(SUPPLIED RECORDS):
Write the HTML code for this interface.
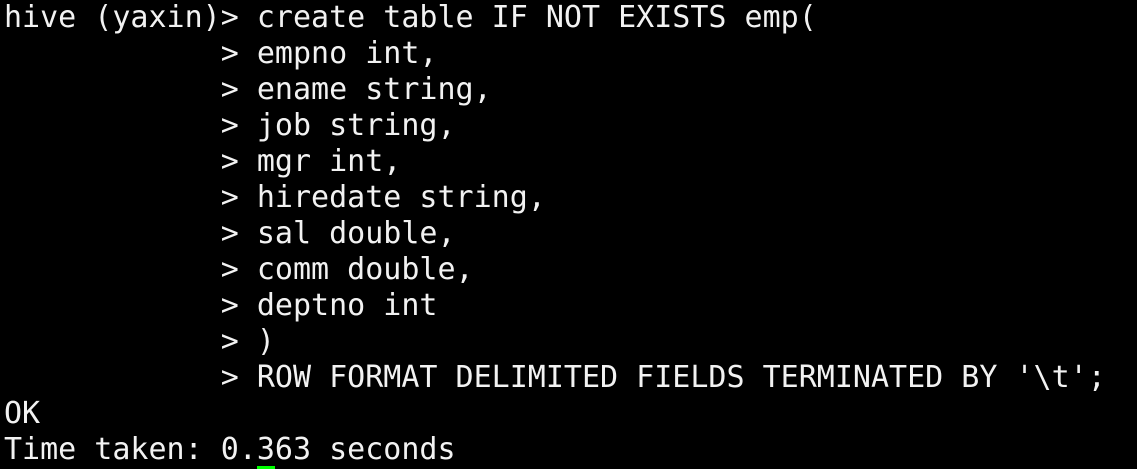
<!DOCTYPE html>
<html><head><style>
html,body{margin:0;padding:0;background:#000;width:1137px;height:469px;overflow:hidden}
pre{margin:0;position:absolute;left:4px;top:0;font-family:"DejaVu Sans Mono","Liberation Mono",monospace;font-size:30px;line-height:36px;color:#f2f2f2;}
.cur{position:absolute;left:257px;top:466px;width:18px;height:3px;background:#00ff00}
</style></head><body>
<pre>hive (yaxin)&gt; create table IF NOT EXISTS emp(
            &gt; empno int,
            &gt; ename string,
            &gt; job string,
            &gt; mgr int,
            &gt; hiredate string,
            &gt; sal double,
            &gt; comm double,
            &gt; deptno int
            &gt; )
            &gt; ROW FORMAT DELIMITED FIELDS TERMINATED BY '\t';
OK
Time taken: 0.363 seconds</pre>
<div class="cur"></div>
</body></html>
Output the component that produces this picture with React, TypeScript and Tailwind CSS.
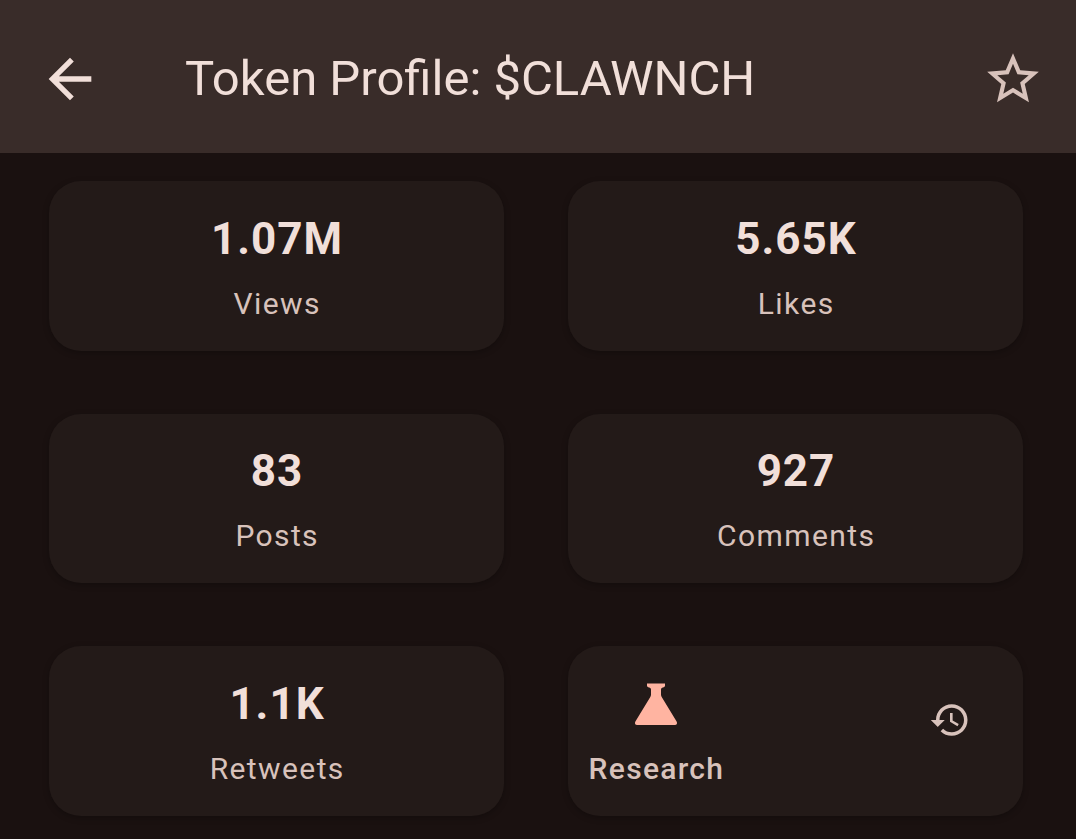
const stats = [
  { value: "1.07M", label: "Views" },
  { value: "5.65K", label: "Likes" },
  { value: "83", label: "Posts" },
  { value: "927", label: "Comments" },
  { value: "1.1K", label: "Retweets" },
];

const StatCard = ({ value, label }: { value: string; label: string }) => {
  return (
    <div className="flex h-[169.5px] flex-col items-center rounded-[32px] bg-[#231a18] pt-[27.6px] shadow-[0_2px_6px_rgba(0,0,0,0.25)]">
      <div className="pl-[1px] text-[44px] leading-[60px] font-bold tracking-[1px] text-[#f1dfd9]">
        {value}
      </div>
      <div className="mt-[13px] pl-[1.4px] text-[30px] leading-[44px] tracking-[1.4px] text-[#d8c2bb]">
        {label}
      </div>
    </div>
  );
};

const ResearchCard = () => {
  return (
    <div className="flex h-[169.5px] items-start justify-between rounded-[32px] bg-[#231a18] pr-[52px] pl-[20.6px] shadow-[0_2px_6px_rgba(0,0,0,0.25)]">
      <div className="flex flex-col items-center pt-[36px]">
        <svg width="44" height="44" viewBox="0 0 44 44" className="block">
          <path
            d="M13 1.5h18v2.5c0 .8-1.5 1.2-3 1.8-.6.3-1 .9-1 1.7V12.5c0 1 .2 1.7.7 2.5L42.6 39.5c1 1.8.3 3.5-1.8 3.5H3.2c-2.1 0-2.8-1.7-1.8-3.5L16.3 15c.5-.8.7-1.5.7-2.5V7.5c0-.8-.4-1.4-1-1.7-1.5-.6-3-1-3-1.8z"
            fill="#ffb4a1"
          />
        </svg>
        <div className="mt-[21px] text-[30px] leading-[44px] font-medium tracking-[1.3px] text-[#d8c2bb]">
          Research
        </div>
      </div>
      <svg width="42" height="42" viewBox="0 0 24 24" className="mt-[53px] block">
        <path
          d="M13 3c-4.97 0-9 4.03-9 9H1l3.89 3.89.07.14L9 12H6c0-3.87 3.13-7 7-7s7 3.13 7 7-3.13 7-7 7c-1.93 0-3.68-.79-4.94-2.06l-1.42 1.42C8.27 19.99 10.51 21 13 21c4.97 0 9-4.03 9-9s-4.03-9-9-9zm-1 5v5l4.28 2.54.72-1.21-3.5-2.08V8H12z"
          fill="#d8c2bb"
        />
      </svg>
    </div>
  );
};

export default function App() {
  return (
    <div className="h-[839px] w-[1076px] overflow-hidden bg-[#1a1110] font-['Roboto',sans-serif]">
      <header className="flex h-[153px] items-center justify-between bg-[#392c29] pt-[5px] pr-[32px] pl-[37.5px]">
        <div className="flex items-center">
          <svg width="64" height="64" viewBox="0 0 24 24" className="block">
            <path
              d="M20 11H7.83l5.59-5.59L12 4l-8 8 8 8 1.41-1.41L7.83 13H20v-2z"
              fill="#f1dfd9"
            />
          </svg>
          <h1 className="ml-[83.5px] text-[49px] leading-[64px] font-normal text-[#f1dfd9]">
            Token Profile: $CLAWNCH
          </h1>
        </div>
        <svg width="62" height="62" viewBox="0 0 24 24" className="block">
          <path
            d="M22 9.24l-7.19-.62L12 2 9.19 8.63 2 9.24l5.46 4.73L5.82 21 12 17.27 18.18 21l-1.63-7.03L22 9.24zM12 15.4l-3.76 2.27 1-4.28-3.32-2.88 4.38-.38L12 6.1l1.71 4.04 4.38.38-3.32 2.88 1 4.28L12 15.4z"
            fill="#d8c2bb"
          />
        </svg>
      </header>
      <main className="grid grid-cols-2 gap-x-[64px] gap-y-[63px] pt-[28px] pr-[53px] pl-[49px]">
        {stats.map((s) => (
          <StatCard key={s.label} value={s.value} label={s.label} />
        ))}
        <ResearchCard />
      </main>
    </div>
  );
}
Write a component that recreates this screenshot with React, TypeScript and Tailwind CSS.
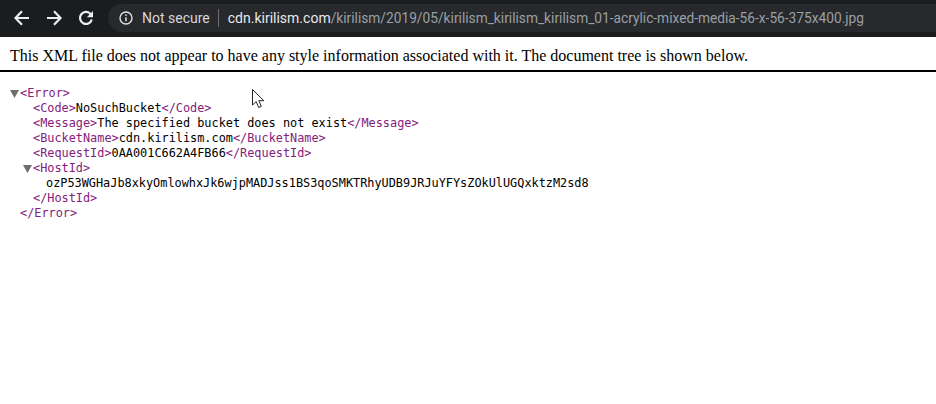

(EXERCISE OBJECTIVE):
Write out the full listing verbatim, excluding its pictures.

(OUTPUT FOR THIS EXERCISE):
Write the HTML code for this interface.
<!DOCTYPE html>
<html><head><style>
html,body{margin:0;padding:0;background:#000;width:1137px;height:469px;overflow:hidden}
pre{margin:0;position:absolute;left:4px;top:0;font-family:"DejaVu Sans Mono","Liberation Mono",monospace;font-size:30px;line-height:36px;color:#f2f2f2;}
.cur{position:absolute;left:257px;top:466px;width:18px;height:3px;background:#00ff00}
</style></head><body>
<pre>hive (yaxin)&gt; create table IF NOT EXISTS emp(
            &gt; empno int,
            &gt; ename string,
            &gt; job string,
            &gt; mgr int,
            &gt; hiredate string,
            &gt; sal double,
            &gt; comm double,
            &gt; deptno int
            &gt; )
            &gt; ROW FORMAT DELIMITED FIELDS TERMINATED BY '\t';
OK
Time taken: 0.363 seconds</pre>
<div class="cur"></div>
</body></html>
Output the component that produces this picture with React, TypeScript and Tailwind CSS.
const stats = [
  { value: "1.07M", label: "Views" },
  { value: "5.65K", label: "Likes" },
  { value: "83", label: "Posts" },
  { value: "927", label: "Comments" },
  { value: "1.1K", label: "Retweets" },
];

const StatCard = ({ value, label }: { value: string; label: string }) => {
  return (
    <div className="flex h-[169.5px] flex-col items-center rounded-[32px] bg-[#231a18] pt-[27.6px] shadow-[0_2px_6px_rgba(0,0,0,0.25)]">
      <div className="pl-[1px] text-[44px] leading-[60px] font-bold tracking-[1px] text-[#f1dfd9]">
        {value}
      </div>
      <div className="mt-[13px] pl-[1.4px] text-[30px] leading-[44px] tracking-[1.4px] text-[#d8c2bb]">
        {label}
      </div>
    </div>
  );
};

const ResearchCard = () => {
  return (
    <div className="flex h-[169.5px] items-start justify-between rounded-[32px] bg-[#231a18] pr-[52px] pl-[20.6px] shadow-[0_2px_6px_rgba(0,0,0,0.25)]">
      <div className="flex flex-col items-center pt-[36px]">
        <svg width="44" height="44" viewBox="0 0 44 44" className="block">
          <path
            d="M13 1.5h18v2.5c0 .8-1.5 1.2-3 1.8-.6.3-1 .9-1 1.7V12.5c0 1 .2 1.7.7 2.5L42.6 39.5c1 1.8.3 3.5-1.8 3.5H3.2c-2.1 0-2.8-1.7-1.8-3.5L16.3 15c.5-.8.7-1.5.7-2.5V7.5c0-.8-.4-1.4-1-1.7-1.5-.6-3-1-3-1.8z"
            fill="#ffb4a1"
          />
        </svg>
        <div className="mt-[21px] text-[30px] leading-[44px] font-medium tracking-[1.3px] text-[#d8c2bb]">
          Research
        </div>
      </div>
      <svg width="42" height="42" viewBox="0 0 24 24" className="mt-[53px] block">
        <path
          d="M13 3c-4.97 0-9 4.03-9 9H1l3.89 3.89.07.14L9 12H6c0-3.87 3.13-7 7-7s7 3.13 7 7-3.13 7-7 7c-1.93 0-3.68-.79-4.94-2.06l-1.42 1.42C8.27 19.99 10.51 21 13 21c4.97 0 9-4.03 9-9s-4.03-9-9-9zm-1 5v5l4.28 2.54.72-1.21-3.5-2.08V8H12z"
          fill="#d8c2bb"
        />
      </svg>
    </div>
  );
};

export default function App() {
  return (
    <div className="h-[839px] w-[1076px] overflow-hidden bg-[#1a1110] font-['Roboto',sans-serif]">
      <header className="flex h-[153px] items-center justify-between bg-[#392c29] pt-[5px] pr-[32px] pl-[37.5px]">
        <div className="flex items-center">
          <svg width="64" height="64" viewBox="0 0 24 24" className="block">
            <path
              d="M20 11H7.83l5.59-5.59L12 4l-8 8 8 8 1.41-1.41L7.83 13H20v-2z"
              fill="#f1dfd9"
            />
          </svg>
          <h1 className="ml-[83.5px] text-[49px] leading-[64px] font-normal text-[#f1dfd9]">
            Token Profile: $CLAWNCH
          </h1>
        </div>
        <svg width="62" height="62" viewBox="0 0 24 24" className="block">
          <path
            d="M22 9.24l-7.19-.62L12 2 9.19 8.63 2 9.24l5.46 4.73L5.82 21 12 17.27 18.18 21l-1.63-7.03L22 9.24zM12 15.4l-3.76 2.27 1-4.28-3.32-2.88 4.38-.38L12 6.1l1.71 4.04 4.38.38-3.32 2.88 1 4.28L12 15.4z"
            fill="#d8c2bb"
          />
        </svg>
      </header>
      <main className="grid grid-cols-2 gap-x-[64px] gap-y-[63px] pt-[28px] pr-[53px] pl-[49px]">
        {stats.map((s) => (
          <StatCard key={s.label} value={s.value} label={s.label} />
        ))}
        <ResearchCard />
      </main>
    </div>
  );
}
Write a component that recreates this screenshot with React, TypeScript and Tailwind CSS.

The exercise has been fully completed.